5 Things You Should Know About Corrosives and FRP
In our last post we talked about the need for education about FRP, and now we’re putting our money where our mouth is. Here are the 5 things you need to know about FRP and corrosives.
When acids and bases attack and corrode metals; dangerous gases can often be given off. For example, common bases such as sodium hydroxide and potassium hydroxide in concentration have been known to attack aluminum, zinc, galvanized metal and tin and give of hydrogen gas.
FRP can be formulated to be corrosion resistant and have demonstrated long life cycles in extreme industrial environments. For example, FRP gas scrubbing systems, at a phosphate fertilizer plant, exposed to aggressive flu gases consisting of hydrochloric acid, hydrofluoric acid, and phosphate dust at 60˚ C had a service life of 50 years—stainless steel could not withstand the highly corrosive mixture. There are many more examples.
- Hydrogen gas is flammable and will burn or explode if an ignition source is present.
Because FRP will not corrode there is no risk of releasing flammable gases such as hydrogen. Hydrogen gas forms explosive mixtures with air if it is 4–74% concentrated and with chlorine if it is 5–95% concentrated. H2 mixtures can spontaneously explode by spark, heat or sunlight if proper conditions are present. H2 reacts with every oxidizing element. Hydrogen can react spontaneously and violently at room temperature with chlorine and fluorine. Why take a chance?

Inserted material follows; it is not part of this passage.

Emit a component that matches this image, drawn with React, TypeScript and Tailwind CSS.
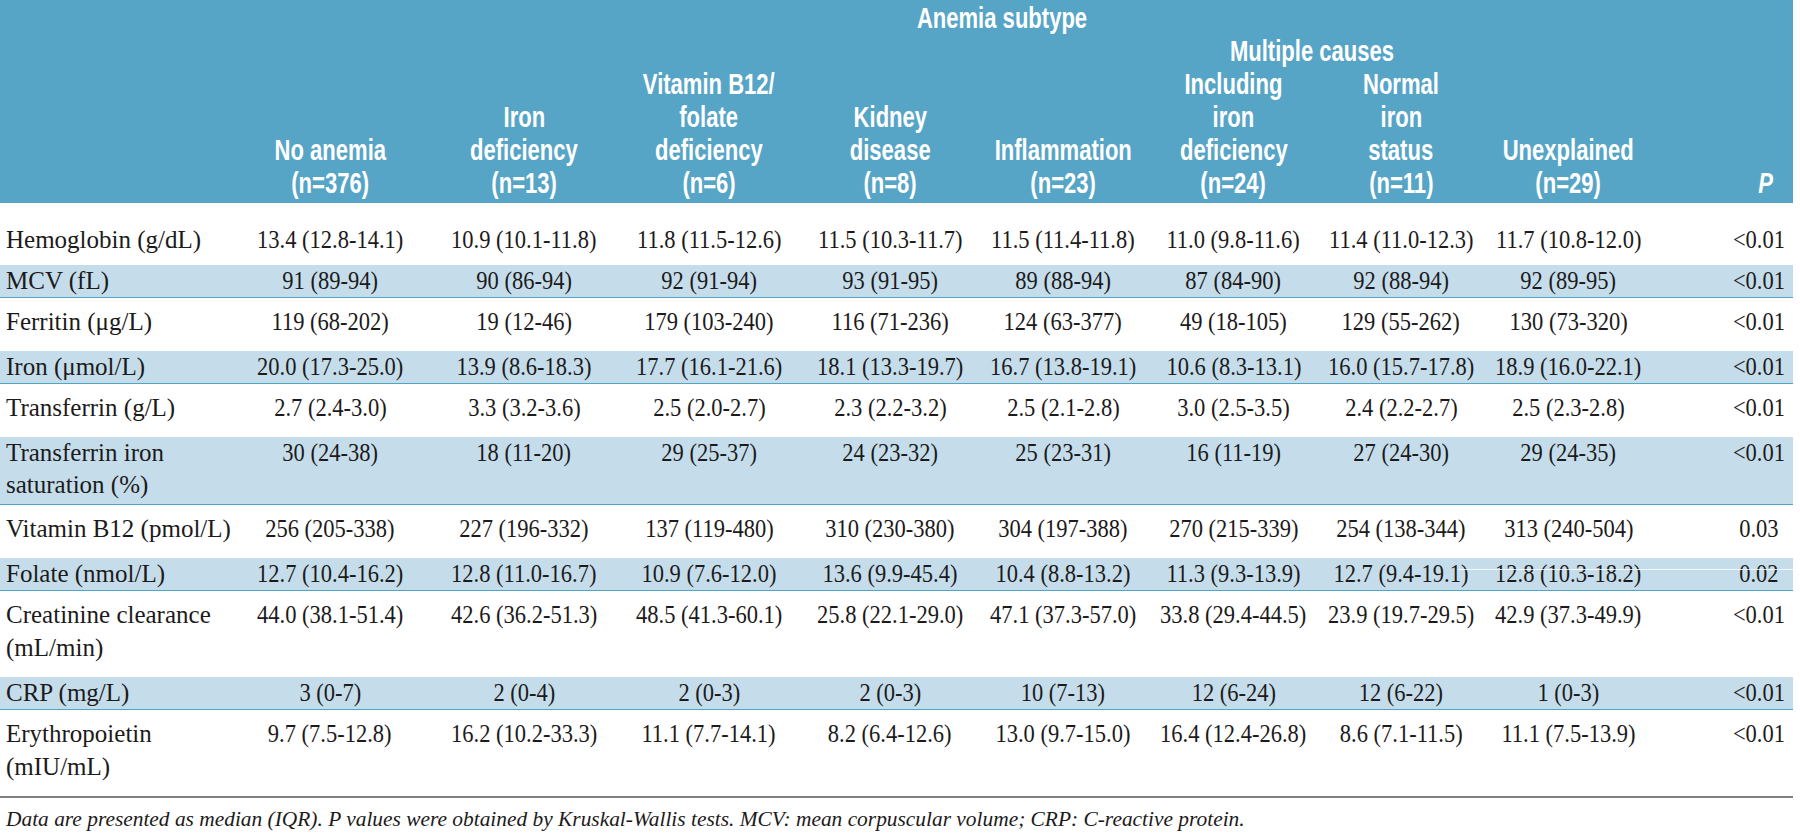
const cols = [232, 196, 192, 178, 184, 162, 179, 156, 179, 135];

const heads: string[][] = [
  ['No anemia', '(n=376)'],
  ['Iron', 'deficiency', '(n=13)'],
  ['Vitamin B12/', 'folate', 'deficiency', '(n=6)'],
  ['Kidney', 'disease', '(n=8)'],
  ['Inflammation', '(n=23)'],
  ['Including', 'iron', 'deficiency', '(n=24)'],
  ['Normal', 'iron', 'status', '(n=11)'],
  ['Unexplained', '(n=29)'],
];

interface Row {
  label: string[];
  values: string[];
  shaded: boolean;
}

const rows: Row[] = [
  { label: ['Hemoglobin (g/dL)'], shaded: false, values: ['13.4 (12.8-14.1)', '10.9 (10.1-11.8)', '11.8 (11.5-12.6)', '11.5 (10.3-11.7)', '11.5 (11.4-11.8)', '11.0 (9.8-11.6)', '11.4 (11.0-12.3)', '11.7 (10.8-12.0)', '<0.01'] },
  { label: ['MCV (fL)'], shaded: true, values: ['91 (89-94)', '90 (86-94)', '92 (91-94)', '93 (91-95)', '89 (88-94)', '87 (84-90)', '92 (88-94)', '92 (89-95)', '<0.01'] },
  { label: ['Ferritin (\u03bcg/L)'], shaded: false, values: ['119 (68-202)', '19 (12-46)', '179 (103-240)', '116 (71-236)', '124 (63-377)', '49 (18-105)', '129 (55-262)', '130 (73-320)', '<0.01'] },
  { label: ['Iron (\u03bcmol/L)'], shaded: true, values: ['20.0 (17.3-25.0)', '13.9 (8.6-18.3)', '17.7 (16.1-21.6)', '18.1 (13.3-19.7)', '16.7 (13.8-19.1)', '10.6 (8.3-13.1)', '16.0 (15.7-17.8)', '18.9 (16.0-22.1)', '<0.01'] },
  { label: ['Transferrin (g/L)'], shaded: false, values: ['2.7 (2.4-3.0)', '3.3 (3.2-3.6)', '2.5 (2.0-2.7)', '2.3 (2.2-3.2)', '2.5 (2.1-2.8)', '3.0 (2.5-3.5)', '2.4 (2.2-2.7)', '2.5 (2.3-2.8)', '<0.01'] },
  { label: ['Transferrin iron', 'saturation (%)'], shaded: true, values: ['30 (24-38)', '18 (11-20)', '29 (25-37)', '24 (23-32)', '25 (23-31)', '16 (11-19)', '27 (24-30)', '29 (24-35)', '<0.01'] },
  { label: ['Vitamin B12 (pmol/L)'], shaded: false, values: ['256 (205-338)', '227 (196-332)', '137 (119-480)', '310 (230-380)', '304 (197-388)', '270 (215-339)', '254 (138-344)', '313 (240-504)', '0.03'] },
  { label: ['Folate (nmol/L)'], shaded: true, values: ['12.7 (10.4-16.2)', '12.8 (11.0-16.7)', '10.9 (7.6-12.0)', '13.6 (9.9-45.4)', '10.4 (8.8-13.2)', '11.3 (9.3-13.9)', '12.7 (9.4-19.1)', '12.8 (10.3-18.2)', '0.02'] },
  { label: ['Creatinine clearance', '(mL/min)'], shaded: false, values: ['44.0 (38.1-51.4)', '42.6 (36.2-51.3)', '48.5 (41.3-60.1)', '25.8 (22.1-29.0)', '47.1 (37.3-57.0)', '33.8 (29.4-44.5)', '23.9 (19.7-29.5)', '42.9 (37.3-49.9)', '<0.01'] },
  { label: ['CRP (mg/L)'], shaded: true, values: ['3 (0-7)', '2 (0-4)', '2 (0-3)', '2 (0-3)', '10 (7-13)', '12 (6-24)', '12 (6-22)', '1 (0-3)', '<0.01'] },
  { label: ['Erythropoietin', '(mIU/mL)'], shaded: false, values: ['9.7 (7.5-12.8)', '16.2 (10.2-33.3)', '11.1 (7.7-14.1)', '8.2 (6.4-12.6)', '13.0 (9.7-15.0)', '16.4 (12.4-26.8)', '8.6 (7.1-11.5)', '11.1 (7.5-13.9)', '<0.01'] },
];

function HeadLine({ text }: { text: string }) {
  return <span className="block whitespace-nowrap scale-x-[0.76]">{text}</span>;
}

function rowPad(row: Row, i: number) {
  if (row.shaded) {
    return row.label.length > 1 ? 'leading-[32px] pb-[3px]' : 'leading-[32px]';
  }
  if (i === 0) return 'leading-[33px] pt-[20px] pb-[9px]';
  return 'leading-[33px] pt-[7px] pb-[13px]';
}

export default function App() {
  return (
    <div className="w-[1800px] h-[840px] bg-white overflow-hidden font-['Liberation_Serif',serif] text-[#1c1a1a]">
      <table className="table-fixed border-collapse w-[1793px]">
        <colgroup>
          {cols.map((w, i) => (
            <col key={i} style={{ width: w }} />
          ))}
        </colgroup>
        <thead className="bg-[#57a5c6] text-white font-['Liberation_Sans',Arial,sans-serif] font-bold text-[29px] leading-[33px]">
          <tr>
            <th className="pt-[2px]"></th>
            <th colSpan={9} className="pt-[2px] pr-[21px] font-bold">
              <div className="flex justify-center">
                <HeadLine text="Anemia subtype" />
              </div>
            </th>
          </tr>
          <tr>
            <th colSpan={6}></th>
            <th colSpan={2} className="font-bold">
              <div className="flex justify-center">
                <HeadLine text="Multiple causes" />
              </div>
            </th>
            <th colSpan={2}></th>
          </tr>
          <tr>
            <th className="pb-[3px]"></th>
            {heads.map((lines, i) => (
              <th key={i} className="pb-[3px] align-bottom font-bold">
                <div className="flex flex-col items-center">
                  {lines.map((l, j) => (
                    <HeadLine key={j} text={l} />
                  ))}
                </div>
              </th>
            ))}
            <th className="pb-[3px] pl-[80px] align-bottom font-bold">
              <div className="flex justify-center italic">
                <HeadLine text="P" />
              </div>
            </th>
          </tr>
        </thead>
        <tbody className="text-[25px]">
          {rows.map((row, i) => (
            <tr
              key={i}
              className={row.shaded ? 'bg-[#c5ddeb] border-b border-[#4ea5c4]' : 'bg-white'}
            >
              <td className={`align-top pl-[6px] whitespace-nowrap ${rowPad(row, i)}`}>
                {row.label.map((l, j) => (
                  <div key={j}>{l}</div>
                ))}
              </td>
              {row.values.map((v, j) => (
                <td
                  key={j}
                  className={`align-top ${rowPad(row, i)} ${j === 8 ? 'pl-[67px]' : ''} ${
                    i === 7 && j === 7 ? 'relative' : ''
                  }`}
                >
                  <div className="flex justify-center">
                    <span className="whitespace-nowrap scale-x-[0.9]">{v}</span>
                  </div>
                  {i === 7 && j === 7 && (
                    <span className="absolute left-[-21px] top-[11px] w-[335px] h-[1px] bg-white/80 z-10"></span>
                  )}
                </td>
              ))}
            </tr>
          ))}
        </tbody>
      </table>
      <div className="w-[1793px] border-t-2 border-[#7f7f7f] pt-[7px] pl-[6px] italic text-[21.4px] leading-[28px]">
        Data are presented as median (IQR). P values were obtained by Kruskal-Wallis tests. MCV: mean corpuscular volume; CRP: C-reactive protein.
      </div>
    </div>
  );
}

- Contact with corrosives can damage containers, equipment, installations, and building components made from unsuitable materials.
FRP will not corrode; it will thrive and endure in stringent conditions where other materials fall short or fail. FRP has been used successfully in a wide variety of applications in chemical processing, mining and minerals, nuclear, desalination, waste water treatment, nuclear, pulp and paper, and petrochemical.
- Some corrosives are flammable, combustible, and can easily catch fire, burn, or explode.
FRP offer versatility, durability, design flexibility and superior containment. FRP can be formulated to be corrosion and abrasion resistant, as well as, smoke and fire retardant. FRP are not combustible. FRP will not spark and will enhance the safety of your project.
- Corrosives can be incompatible with other chemicals. They may undergo dangerous chemical reactions that yield or give off toxic fumes.
Why take a chance with toxic fumes, dangerous chemical reactions, and explosions? Use the proper material to protect your equipment, installations…and your future. Protect your investments, enhance safety and employ FRP—the cost-effective choice that will solve many of your corrosion problems.